Friday, September 2, 2011

Uncle Saint in Hawaii 1962-1968, part one



In 1962, at the behest of his mother, Uncle Saint left New York City and its various temptations behind and moved to Hawaii. I wouldn't want to betray my family's reputation so I'll just say the move likely saved my 30 year old uncle's life ...or at least prolonged it.

In September of 1962 he wrote his mother:

I think I am a "nice guy" and, although I have two strikes against me to prove it, I am going to do my best to show myself and others that it can be done. Dr Jekyll makes a comeback!

With the money his mother sent as a birthday present Uncle Saint bought a used typewriter, a surfboard and, with $50, half an interest in vintage 1952 Morris Minor.

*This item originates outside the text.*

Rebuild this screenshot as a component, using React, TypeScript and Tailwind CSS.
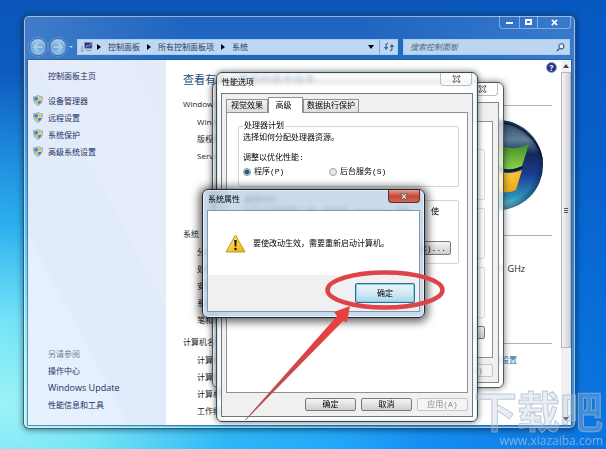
import type { ReactNode } from "react";

const CJK = "font-['Open_Sans','Noto_Sans_CJK_SC',sans-serif]";
const SONG = "font-['Liberation_Mono','Noto_Sans_CJK_SC',monospace]";

function Shield() {
  return (
    <svg viewBox="0 0 20 22" className="h-[11px] w-[10px] shrink-0" aria-hidden="true">
      <path d="M10 1 C13 3 16 3.500 19 3.500 C19 12 17 18 10 21 C3 18 1 12 1 3.500 C4 3.500 7 3 10 1Z" fill="#dfe6ec" stroke="#7f8ea2" strokeWidth="1.500" />
      <path d="M9.500 3.500 V11 H3 C2.500 9 2.500 7 2.500 5 C5 5 7.500 4.500 9.500 3.500Z" fill="#3f7fc0" />
      <path d="M10.500 3.500 V11 H17 C17.500 9 17.500 7 17.500 5 C15 5 12.500 4.500 10.500 3.500Z" fill="#cfd04a" />
      <path d="M9.500 12 V19 C6 17.500 4 15 3.300 12Z" fill="#bccb50" />
      <path d="M10.500 12 V19 C14 17.500 16 15 16.700 12Z" fill="#3c76b8" />
    </svg>
  );
}

function CloseGlyph({ className }: { className: string }) {
  return (
    <svg viewBox="0 0 16 14" className={className} aria-hidden="true">
      <path d="M1.500 1.500 H5.500 L8 4.500 L10.500 1.500 H14.500 L10.500 7 L14.500 12.500 H10.500 L8 9.500 L5.500 12.500 H1.500 L5.500 7Z" fill="#fff" stroke="#4b4f55" strokeWidth="1.600" />
    </svg>
  );
}

function NavButton({ label, flip }: { label: string; flip?: boolean }) {
  return (
    <button aria-label={label} className="flex size-[18px] items-center justify-center rounded-full border border-[#356aa6] bg-linear-to-b from-[#b3d0ec] via-[#6ea3d8] to-[#93c6ee] shadow-[0_0_2px_rgba(255,255,255,0.6)]">
      <svg viewBox="0 0 12 12" className={flip ? "size-3 rotate-180" : "size-3"} aria-hidden="true">
        <path d="M6 2 L2 6 L6 10 M2.500 6 H10.500" fill="none" stroke="#a9cdee" strokeWidth="2" />
      </svg>
    </button>
  );
}

function PushButton({ children, disabled, className = "" }: { children: ReactNode; disabled?: boolean; className?: string }) {
  return (
    <button
      disabled={disabled}
      className={`h-[13px] w-[51px] rounded-xs border text-[8px] leading-[11px] ${disabled ? "border-[#c3c5c8] bg-[#f5f5f5] text-[#8a8a8a]" : "border-[#7a7a7a] bg-linear-to-b from-[#f4f4f4] to-[#cfcfcf] text-black"} ${className}`}
    >
      {children}
    </button>
  );
}

function Section({ title, className = "" }: { title: string; className?: string }) {
  return (
    <div className={`flex h-[17px] items-center gap-2 ${className}`}>
      <h2 className="text-[8px] whitespace-nowrap">{title}</h2>
      <span className="mt-[3px] h-px flex-1 bg-[#b4b4b4]" />
    </div>
  );
}

function Row({ label, children }: { label: string; children?: ReactNode }) {
  return (
    <div className="flex h-[17px] items-center justify-between pl-[14px] whitespace-nowrap">
      <span>{label}</span>
      {children}
    </div>
  );
}

function WindowsOrb() {
  return (
    <svg viewBox="0 0 92 92" className="mt-[7px] mr-2 size-[92px]" aria-label="Windows" role="img">
      <defs>
        <linearGradient id="orb" x1="0" y1="0" x2="0" y2="1">
          <stop offset="0" stopColor="#2c4560" />
          <stop offset="0.220" stopColor="#5f7f98" />
          <stop offset="0.380" stopColor="#13295a" />
          <stop offset="0.620" stopColor="#1b3f94" />
          <stop offset="0.850" stopColor="#2b94b8" />
          <stop offset="1" stopColor="#7fd3df" />
        </linearGradient>
        <radialGradient id="rim" cx="0.500" cy="0.500" r="0.500">
          <stop offset="0.850" stopColor="#0a1d4a" stopOpacity="0" />
          <stop offset="1" stopColor="#0a1d4a" stopOpacity="0.500" />
        </radialGradient>
        <linearGradient id="green" x1="0" y1="0" x2="0" y2="1">
          <stop offset="0" stopColor="#3f8f2c" />
          <stop offset="1" stopColor="#8ed04a" />
        </linearGradient>
        <linearGradient id="gold" x1="0" y1="0" x2="1" y2="1">
          <stop offset="0" stopColor="#ffe94a" />
          <stop offset="1" stopColor="#f09a12" />
        </linearGradient>
      </defs>
      <circle cx="46" cy="46" r="45" fill="url(#orb)" />
      <circle cx="46" cy="46" r="45" fill="url(#rim)" />
      <path d="M1 45 A45 45 0 0 1 90 40" fill="none" stroke="#0b1830" strokeWidth="1.500" />
      <path d="M22 27 C32 21 38 22 44 25 L40 45 C34 42 27 42 18 46Z" fill="#e8582a" />
      <path d="M46 25 C56 31 66 30 77 25 L70 47 C60 52 52 51 42 46Z" fill="url(#green)" />
      <path d="M42 48 C52 53 60 53 71 48" fill="none" stroke="#0c1a30" strokeWidth="2" />
      <path d="M17 49 C26 45 33 45 39 48 L35 68 C29 65 21 65 12 69Z" fill="#3f8fe0" />
      <path d="M41 50 C52 55 60 55 70 51 L64 71 C54 75 46 74 36 70Z" fill="url(#gold)" />
    </svg>
  );
}

const tasks = ["设备管理器", "远程设置", "系统保护", "高级系统设置"];
const related = ["操作中心", "Windows Update", "性能信息和工具"];

function ControlPanel() {
  return (
    <section aria-label="系统" className="absolute top-[15px] right-[30px] bottom-[20px] left-[23px] flex flex-col rounded-md border border-[#1d3f68]/80 bg-[linear-gradient(90deg,rgba(255,255,255,0.22)_0%,rgba(255,255,255,0.08)_30%,rgba(255,255,255,0.08)_60%,rgba(255,255,255,0.2)_100%)] px-1 pb-[3px] shadow-[0_1px_6px_rgba(0,0,0,0.5),inset_0_0_0_1px_rgba(255,255,255,0.5)]">
      <header className="flex h-[22px] shrink-0 justify-end">
        <div className="flex h-[13px] divide-x divide-white/40 rounded-b border border-t-0 border-white/40 text-white">
          <button aria-label="最小化" className="flex w-5 items-end justify-center pb-1">
            <span className="h-[2px] w-[7px] bg-white" />
          </button>
          <button aria-label="最大化" className="flex w-[18px] items-center justify-center">
            <span className="h-[6px] w-[7px] border-2 border-white" />
          </button>
          <button aria-label="关闭" className="flex w-8 items-center justify-center">
            <svg viewBox="0 0 8 8" className="size-[7px]" aria-hidden="true">
              <path d="M1 1 L7 7 M7 1 L1 7" stroke="#fff" strokeWidth="2" />
            </svg>
          </button>
        </div>
      </header>
      <div className="flex h-[22px] shrink-0 items-start pr-px pl-px">
        <div className="flex w-12 items-center gap-[2px]">
          <NavButton label="后退" />
          <NavButton label="前进" flip />
          <span className="border-x-2 border-t-2 border-x-transparent border-t-white/70" />
        </div>
        <nav aria-label="地址" className="mt-px flex h-4 flex-1 items-center border border-[#a9cdf0] bg-[#bed8f3] text-[8px] text-[#2c3e57]">
          <svg viewBox="0 0 14 12" className="ml-[3px] h-[10px] w-3" aria-hidden="true">
            <rect x="4" y="0.500" width="9" height="7" fill="#25308c" stroke="#8b99ad" />
            <path d="M5.500 6 L8 4 L9 5 L12 2" stroke="#dfe8ff" fill="none" />
            <path d="M6 10 H12 M1 5 V11 M0 11 H3" stroke="#7f8fa6" strokeWidth="1.200" />
          </svg>
          <ol className="flex flex-1 items-center">
            {["控制面板", "所有控制面板项", "系统"].map((crumb, index) => (
              <li key={crumb} className="flex items-center">
                <span className={index === 0 ? "mr-[7px] ml-1 border-y-[3px] border-l-4 border-y-transparent border-l-black" : "mx-[7px] border-y-[3px] border-l-4 border-y-transparent border-l-black"} />
                <a href="#crumb">{crumb}</a>
              </li>
            ))}
          </ol>
          <button aria-label="展开地址" className="flex w-4 justify-center">
            <span className="border-x-[3px] border-t-4 border-x-transparent border-t-black" />
          </button>
          <button aria-label="刷新" className="flex h-full w-[18px] items-center justify-center border-l border-[#7ea6d2]">
            <svg viewBox="0 0 12 12" className="size-[10px]" aria-hidden="true">
              <path d="M4.500 1 L2.500 3 V8 M0.500 6 L2.500 8.500 L4.500 6 M7.500 11 L9.500 9 V4 M7.500 6 L9.500 3.500 L11.500 6" fill="none" stroke="#2f5f87" strokeWidth="1.300" />
            </svg>
          </button>
        </nav>
        <label className="mt-px ml-[5px] flex h-4 w-[167px] items-center border border-[#a9cdf0] bg-[#bcd6f1] pr-1 pl-[6px]">
          <input aria-label="搜索" placeholder="搜索控制面板" className="min-w-0 flex-1 bg-transparent text-[8px] italic outline-none placeholder:text-[#55697f]" />
          <svg viewBox="0 0 10 10" className="size-[9px]" aria-hidden="true">
            <circle cx="6" cy="3.700" r="2.800" fill="#e4f1fc" stroke="#2d5f93" strokeWidth="1.200" />
            <path d="M4 6 L1 9" stroke="#2d5f93" strokeWidth="1.600" />
          </svg>
        </label>
      </div>
      <div className="flex min-h-0 flex-1 bg-white text-[8px] leading-[17px] text-[#1c1c1c] shadow-[0_0_0_1px_rgba(40,80,120,0.6)]">
        <aside className="flex w-[138px] shrink-0 flex-col bg-[linear-gradient(62deg,#e7f0fd_0%,#e6effd_30%,#e2ebf9_31%,#e2ebfa_60%,#e6edfa_61%,#e4ecf9_100%)] pt-2 pb-3 pl-[5px] text-[#1e2f5c]">
          <a href="#home" className="h-4 pl-[15px] leading-4">控制面板主页</a>
          <ul className="mt-2">
            {tasks.map((task) => (
              <li key={task} className="flex h-[17px] items-center gap-[5px]">
                <Shield />
                <a href="#task">{task}</a>
              </li>
            ))}
          </ul>
          <h2 className="mt-auto pl-[15px] text-[#7a8290]">另请参阅</h2>
          <ul className="pl-[15px]">
            {related.map((item) => (
              <li key={item} className={item === "Windows Update" ? "h-[17px] text-[9px]" : "h-[17px]"}>
                <a href="#related">{item}</a>
              </li>
            ))}
          </ul>
        </aside>
        <main className="min-w-0 flex-1 overflow-hidden pl-[17px]">
          <div className="flex justify-between pr-1">
            <h1 className="mt-3 h-4 text-[11px] leading-4 text-[#1f4e79]">查看有关计算机的基本信息</h1>
            <button aria-label="帮助" className="mt-[2px] size-[11px] rounded-full border border-[#8fa0cf] bg-[#27338f] text-[8px] leading-[9px] font-bold text-white">?</button>
          </div>
          <div className="pr-[9px]">
            <Section title="Windows 版本" className="mt-[7px]" />
            <div className="flex justify-between">
              <div className="pt-px">
                <Row label="Windows 7" />
                <Row label="版权所有" />
                <Row label="Service Pack 1" />
              </div>
              <WindowsOrb />
            </div>
            <Section title="系统" className="mt-[14px] mb-px" />
            <Row label="分级:" />
            <Row label="处理器:">
              <span className="mr-[27px] text-[9px]">2.71 GHz</span>
            </Row>
            <Row label="安装内存:" />
            <Row label="系统类型:" />
            <Row label="笔和触摸:" />
            <Section title="计算机名称" className="mt-[5px] mb-px" />
            <Row label="计算机名:">
              <a href="#settings" className="mr-[35px] text-[#1f6c9c]">更改设置</a>
            </Row>
            <Row label="计算机全名:" />
            <Row label="计算机描述:" />
            <Row label="工作组:" />
          </div>
        </main>
        <div className="flex w-[10px] shrink-0 flex-col items-center bg-[#f1f1f3]">
          <span className="my-1 border-x-[3px] border-b-4 border-x-transparent border-b-[#444]" />
          <div className="flex h-[276px] w-full flex-col items-center justify-center gap-px border border-[#b5b5b9] bg-linear-to-r from-[#f6f6f6] to-[#cfd0d3]">
            <span className="h-px w-1 bg-[#555]" />
            <span className="h-px w-1 bg-[#555]" />
            <span className="h-px w-1 bg-[#555]" />
          </div>
          <span className="mt-auto mb-1 border-x-[3px] border-t-4 border-x-transparent border-t-[#444]" />
        </div>
      </div>
    </section>
  );
}

function SystemProperties() {
  return (
    <section aria-label="系统属性选项" className={`absolute top-[82px] left-[212px] flex h-[306px] w-[292px] flex-col rounded-md border border-[#4f5862] bg-white/70 px-1 pb-1 shadow-[0_0_7px_rgba(0,0,0,0.55)] backdrop-blur-[2px] ${SONG}`}>
      <header className="flex h-[19px] shrink-0 justify-end pr-[1px]">
        <button aria-label="关闭" className="flex h-[13px] w-8 items-center justify-center rounded-b border border-t-0 border-[#b5bcc4]">
          <CloseGlyph className="h-[8px] w-[9px]" />
        </button>
      </header>
      <div className="flex flex-1 flex-col border border-[#7f868e] bg-[#f0f0f0] px-[5px] pb-1">
        <div className="mt-[18px] flex h-[237px] flex-col gap-[8px] border border-[#8d9197] bg-white px-[7px] pt-[27px]">
          <div className="h-[51px] rounded-xs border border-[#dcdcdc]" />
          <div className="h-[51px] rounded-xs border border-[#dcdcdc]" />
          <div className="h-[51px] rounded-xs border border-[#dcdcdc]" />
          <PushButton className="self-end">设置</PushButton>
        </div>
        <PushButton disabled className="mt-[6px] self-end">应用(A)</PushButton>
      </div>
    </section>
  );
}

function PerformanceOptions() {
  return (
    <section aria-label="性能选项" className={`absolute top-[72px] left-[216px] w-[262px] rounded-md border border-[#3f4952] bg-white/65 px-1 pb-1 text-[8px] leading-3 text-black shadow-[0_0_6px_rgba(0,0,0,0.6),inset_0_0_0_1px_rgba(190,235,245,0.6)] backdrop-blur-[2px] ${SONG}`}>
      <header className="flex h-5 justify-between pr-px pl-[1px]">
        <h2 className="leading-[20px]">性能选项</h2>
        <button aria-label="关闭" className="flex h-[13px] w-8 items-center justify-center rounded-b border border-t-0 border-[#aebfc8] bg-white/50">
          <CloseGlyph className="h-[8px] w-[9px]" />
        </button>
      </header>
      <div className="border border-[#6f7880] bg-[#f0f0f0] px-[4px] pt-[3px] pb-[5px]">
        <div role="tablist" className="flex items-end">
          <button role="tab" className="h-[13px] w-[42px] border border-b-0 border-[#8d9197] bg-linear-to-b from-[#f3f3f3] to-[#dedede]">视觉效果</button>
          <button role="tab" aria-selected="true" className="z-10 -mb-px h-4 w-[35px] border border-b-0 border-[#8d9197] bg-white pr-2 pl-[4px]">高级</button>
          <button role="tab" className="h-[13px] w-[56px] border border-b-0 border-[#8d9197] bg-linear-to-b from-[#f3f3f3] to-[#dedede] whitespace-nowrap">数据执行保护</button>
        </div>
        <div role="tabpanel" className="h-[281px] border border-[#8d9197] bg-white pt-[7px] pr-2 pl-[11px]">
          <fieldset className="h-[67px] rounded-xs border border-[#d5d5d5] px-1">
            <legend className="px-px">处理器计划</legend>
            <p>选择如何分配处理器资源。</p>
            <p className="mt-2">调整以优化性能:</p>
            <div className="mt-[2px] flex">
              <label className="flex w-[86px] items-center gap-[3px]">
                <input type="radio" name="plan" defaultChecked className="size-2 appearance-none rounded-full border border-[#8796a3] bg-white checked:bg-[radial-gradient(circle,#1f5f86_0_2px,#dceaf3_3px)]" />
                程序(P)
              </label>
              <label className="flex items-center gap-[3px]">
                <input type="radio" name="plan" className="size-2 appearance-none rounded-full border border-[#9a9fa5] bg-[#e8e8e8]" />
                后台服务(S)
              </label>
            </div>
          </fieldset>
          <fieldset className="mt-[7px] flex h-[70px] flex-col rounded-xs border border-[#d5d5d5] px-1">
            <legend className="px-px">虚拟内存</legend>
            <p className="flex justify-between pr-[15px] whitespace-nowrap"><span>分页文件是硬盘上的一块区域，Windows 当作</span><span>使</span></p>
            <PushButton className="mt-[23px] mr-[3px] h-[14px] w-[60px] self-end pr-1 text-right">更改(C)...</PushButton>
          </fieldset>
        </div>
        <div className="mt-[5px] flex justify-end gap-[5px]">
          <PushButton>确定</PushButton>
          <PushButton>取消</PushButton>
          <PushButton disabled>应用(A)</PushButton>
        </div>
      </div>
    </section>
  );
}

function RestartPrompt() {
  return (
    <section role="dialog" aria-label="系统属性" className={`absolute top-[189px] left-[202px] w-[223px] rounded-md border border-[#20262d] bg-linear-to-b from-[#b9cfe4]/75 to-[#bcd4ea]/85 px-1 pb-[5px] text-[8px] text-black shadow-[0_1px_9px_3px_rgba(0,0,0,0.6),inset_0_0_0_1px_rgba(255,255,255,0.6)] backdrop-blur-[2px] ${CJK}`}>
      <header className="flex h-5 justify-between">
        <h2 className="pl-px leading-[18px]">系统属性</h2>
        <button aria-label="关闭" className="flex h-[13px] w-8 items-center justify-center rounded-b border border-t-0 border-[#6e2a24] bg-linear-to-b from-[#e3a094] via-[#c4493a] to-[#d4654e]">
          <CloseGlyph className="h-[7px] w-[8px]" />
        </button>
      </header>
      <div className="border border-[#8497aa] bg-[#f0eff1]">
        <div className="flex h-[64px] items-center gap-[7px] bg-white pl-[17px]">
          <svg viewBox="0 0 42 38" className="h-[19px] w-[21px]" aria-hidden="true">
            <defs>
              <linearGradient id="warn" x1="0" y1="0" x2="1" y2="1">
                <stop offset="0" stopColor="#fff27a" />
                <stop offset="1" stopColor="#efa90c" />
              </linearGradient>
            </defs>
            <path d="M21 2 L40 36 H2Z" fill="url(#warn)" stroke="#b9952c" strokeWidth="2" strokeLinejoin="round" />
            <path d="M18.500 12 H23.500 L22.500 25 H19.500Z" fill="#1f1c10" />
            <circle cx="21" cy="30" r="2.600" fill="#1f1c10" />
          </svg>
          <p>要使改动生效，需要重新启动计算机。</p>
        </div>
        <div className="flex justify-end pt-[8px] pr-1 pb-2">
          <button className="h-5 w-[60px] rounded-xs border border-[#2f6f8c] bg-linear-to-b from-[#e9f4fa] via-[#d5e9f4] to-[#a9d7ea] shadow-[inset_0_0_0_1px_#7fd0ea]">确定</button>
        </div>
      </div>
    </section>
  );
}

function Marker() {
  return (
    <svg viewBox="0 0 606 449" className="pointer-events-none absolute top-0 left-0 h-[449px] w-[606px]" aria-hidden="true">
      <defs>
        <linearGradient id="arrow" x1="0" y1="1" x2="1" y2="0">
          <stop offset="0" stopColor="#a8525a" />
          <stop offset="0.500" stopColor="#d0464a" />
          <stop offset="0.800" stopColor="#e8403f" />
        </linearGradient>
      </defs>
      <ellipse cx="385" cy="290" rx="57.500" ry="17.500" fill="none" stroke="#dd4347" strokeWidth="4.500" />
      <path d="M245 420 L337 316 L334 312 L350 306 L347 322 L343 321 L246 420Z" fill="url(#arrow)" />
    </svg>
  );
}

export default function App() {
  return (
    <div className={`relative min-h-screen overflow-hidden bg-[#0d6fd8] bg-[radial-gradient(ellipse_420px_330px_at_0%_90%,#9df3f6_0%,#74e4f6_25%,rgba(50,190,245,0.8)_55%,transparent_100%),linear-gradient(100deg,transparent_60%,rgba(0,90,205,0.6)_100%),linear-gradient(180deg,#0b56b8_0%,#0f63c8_35%,#1288e8_75%,#1b9dfb_100%)] ${CJK}`}>
      <ControlPanel />
      <SystemProperties />
      <PerformanceOptions />
      <RestartPrompt />
      <Marker />
      <div className="absolute right-[3px] bottom-0 flex flex-col items-end whitespace-nowrap">
        <span className="text-[43px] leading-[42px] font-bold text-[#b9c8da]/30 [-webkit-text-stroke:1px_rgba(165,182,200,0.7)]">下载吧</span>
        <span className="text-[12px] leading-4 text-[#a8c6e6]/70">www.xiazaiba.com</span>
      </div>
    </div>
  );
}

My life is complete and I am tremendously happy. I am lean, tan and muscular
( except for the lean --155 lbs) and am the spitting image of Charles Atlas, in the sense that our spit looks exactly the same.


He moved from busy Lauula Street to a small cottage surrounded by vine and avocado trees in the back of Waikiki. He shared this story with his mom.


The other night I went to a semi-posh restaurant here in town. The place was full so I took my place in line. Just then the door opened and a tall, magnificent blonde strolled in dragging a long ermine stole on the floor behind her, like a train. She wiggled up to the headwaiter and engaged him in a short sotto voce conversation, of which I only caught her phrase "bon soir". He shook his head, she stared icily at him icily for a moment, and unsheathed a jewelled arm, hurled it into the air and virtually shouted: "Qu'es que c'est que cette shit 'No tables'!"


Uncle Saint got a job as a crew member on an inter-island sailboat for a two week cruise with "pea green tourists", spending most of the time in the Molokai Channel where 15 foot swells are considered normal. Over 30 feet not unusual.

At the end of the letter he promised good things were on the horizon.

I feel wonderful. I'm accomplishing things neither of us would have believed possible a short time ago and I'm right in the middle of a good start for the rest of what is to come in my life.